Shubham SharmaClean Code: The Case Against Mocking Libraries
In the world of software testing, mocking libraries have long been a popular tool for isolating components and simulating dependencies. However, as our understanding of clean code and maintainable tests evolves, there's a growing sentiment that over-reliance on mocking libraries can lead to brittle, hard-to-maintain test suites. This article explores why you might want to reconsider your use of mocking libraries and opt for custom fakes instead.
The Problem with Mocking Libraries
Ugly Syntax: Many mocking libraries introduce their own DSL (Domain Specific Language) for setting up mocks. This can make tests harder to read and understand, especially for developers who aren't intimately familiar with the mocking framework.
Tight Coupling to Implementation: Mocks often require detailed knowledge of the internal workings of the system under test. This can lead to tests that are tightly coupled to implementation details, making them fragile and prone to breaking when refactoring.
Overuse and Abuse: While mocking libraries can be useful for verifying specific interactions, they're often overused. Developers may find themselves mocking every dependency, leading to tests that are more about the mocks than the actual behaviour being tested.
Inconsistent Assumptions: When mocks are scattered throughout a test suite, each mock may make different assumptions about how a dependency should behave. This can lead to inconsistencies and make it harder to reason about the expected behaviour of the system.
The Case for Custom Fakes
Instead of relying on mocking libraries, consider creating your own fake implementations of dependencies.
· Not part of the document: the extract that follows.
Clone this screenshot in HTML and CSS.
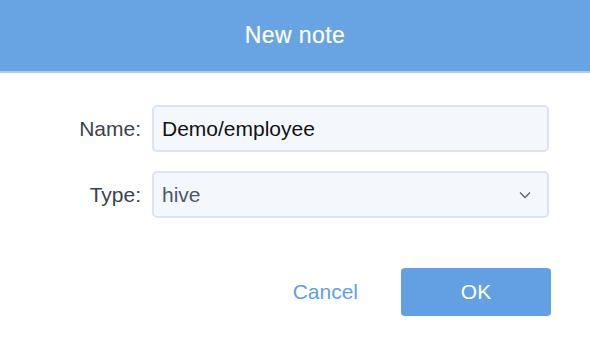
FILE: index.html
```html
<!DOCTYPE html>
<html lang="en">
<head>
<meta charset="UTF-8">
<meta name="viewport" content="width=device-width, initial-scale=1.0">
<title>New note</title>
<link rel="stylesheet" href="styles.css">
</head>
<body>

<div class="dialog">
  <div class="dialog-header">New note</div>

  <form class="note-form">
    <div class="form-row">
      <label for="note-name">Name:</label>
      <input type="text" id="note-name" value="Demo/employee">
    </div>
    <div class="form-row">
      <label for="note-type">Type:</label>
      <div class="select-box">
        <span>hive</span>
        <svg width="12" height="8" viewBox="0 0 12 8"><path d="M1 1.5 L6 6.5 L11 1.5" fill="none" stroke="#5a6472" stroke-width="1.3"/></svg>
      </div>
    </div>

    <div class="form-actions">
      <button type="button" class="cancel-btn">Cancel</button>
      <button type="submit" class="ok-btn">OK</button>
    </div>
  </form>
</div>

</body>
</html>
```

FILE: styles.css
```css
body {
    font-family: "Liberation Sans", Arial, sans-serif;
    margin: 0;
    padding: 0;
    background: #fff;
  }

  .dialog-header {
    height: 71px;
    line-height: 71px;
    background-color: #68a3e3;
    border-bottom: 2px solid #a9cbf0;
    color: #fff;
    font-size: 23px;
    letter-spacing: 0.4px;
    -webkit-text-stroke: 0.2px #fff;
    text-align: center;
  }

  .note-form {
    padding: 32px 41px 0 0;
  }

  .form-row {
    display: flex;
    align-items: center;
    margin-bottom: 19px;
  }

  .form-row label {
    width: 152px;
    padding-right: 11px;
    text-align: right;
    font-size: 21px;
    color: #3a4350;
    box-sizing: border-box;
    flex-shrink: 0;
  }

  .form-row input,
  .select-box {
    flex: 1;
    height: 47px;
    box-sizing: border-box;
    background: #f4f8fd;
    border: 2px solid #dbe4f0;
    border-radius: 5px;
    padding: 0 8px;
    font-family: inherit;
    font-size: 21px;
  }

  .form-row input {
    color: #111;
  }

  .select-box {
    display: flex;
    align-items: center;
    justify-content: space-between;
    color: #4d5866;
    padding-right: 16px;
  }

  .form-actions {
    display: flex;
    justify-content: flex-end;
    align-items: center;
    margin-top: 50px;
    margin-right: -2px;
  }

  .cancel-btn {
    background: none;
    border: none;
    color: #62a0e3;
    font-family: inherit;
    font-size: 21px;
    padding: 0;
    margin-right: 43px;
  }

  .ok-btn {
    width: 150px;
    height: 48px;
    background-color: #62a0e3;
    color: #fff;
    border: none;
    border-radius: 4px;
    font-family: inherit;
    font-size: 21px;
  }
```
Here's why:
Cleaner Syntax: Custom fakes use plain language constructs, making them easier to read and understand without knowledge of a specific mocking framework.
Reduced Coupling: Fakes can be designed to mimic the public interface of a dependency without exposing implementation details, reducing coupling between tests and production code.
Consistent Behaviour: By creating a single fake implementation of a dependency, you ensure consistent behaviour across all tests that use that dependency.
Less Code: Tests using fakes often require less setup code compared to those using mocking libraries, leading to more concise and focused tests.
Better Encapsulation: Fakes allow you to encapsulate complex behaviour in a reusable way, which can be especially useful for simulating external services or complex components.
Example: Refactoring from Mocks to Fakes
Let's look at an example of how we can refactor a test from using mocks to using a custom fake:
// Using a mocking library
import { jest } from '@jest/globals';
interface IUser {}
interface IUserStore {
findById(id: string): IUser | undefined;
store(user: IUser): void;
}
class User implements IUser {}
class UserService {
constructor(private userStore: IUserStore) {}
activate(user: IUser): void {
this.userStore.store(user);
}
}
test('UserService should activate user - using mocks', () => {
// Arrange
const user = new User();
const userStoreMock = {
findById: jest.fn().mockReturnValue(user),
store: jest.fn(),
};
const userService = new UserService(userStoreMock);
// Act
userService.activate(user);
// Assert
expect(userStoreMock.store).toHaveBeenCalledTimes(1);
expect(userStoreMock.store).toHaveBeenCalledWith(user);
});
// Using a custom fake
class UserStoreFake implements IUserStore {
users: IUser[] = [];
constructor(user?: IUser) {
if (user) {
this.users.push(user);
}
}
findById(id: string): IUser | undefined {
// Simplified for example, would likely use ID in a real implementation
return this.users[0];
}
store(user: IUser): void {
this.users.push(user);
}
}
test('UserService should activate user - using a fake', () => {
// Arrange
const user = new User();
const userStoreFake = new UserStoreFake(user);
const userService = new UserService(userStoreFake);
// Act
userService.activate(user);
// Assert
const storedUser = userStoreFake.users.slice(-1)[0];
expect(storedUser).toBeDefined();
});
In the refactored version, we've replaced the mock with a custom UserStoreFake. This fake implementation can be reused across multiple tests, ensuring consistent behaviour and reducing the amount of setup code needed in each test.
Conclusion
While mocking libraries have their place in the testing toolkit, they should be used judiciously. By favouring custom fakes over mocks, we can create cleaner, more maintainable, and more resilient test suites. This approach encourages us to think more deeply about the contracts between components and helps ensure that our tests remain valuable as our codebase evolves.
Remember, the goal of testing is not just to increase code coverage, but to provide confidence in the behaviour of our system. By writing cleaner tests with custom fakes, we can achieve this goal more effectively and with less maintenance overhead.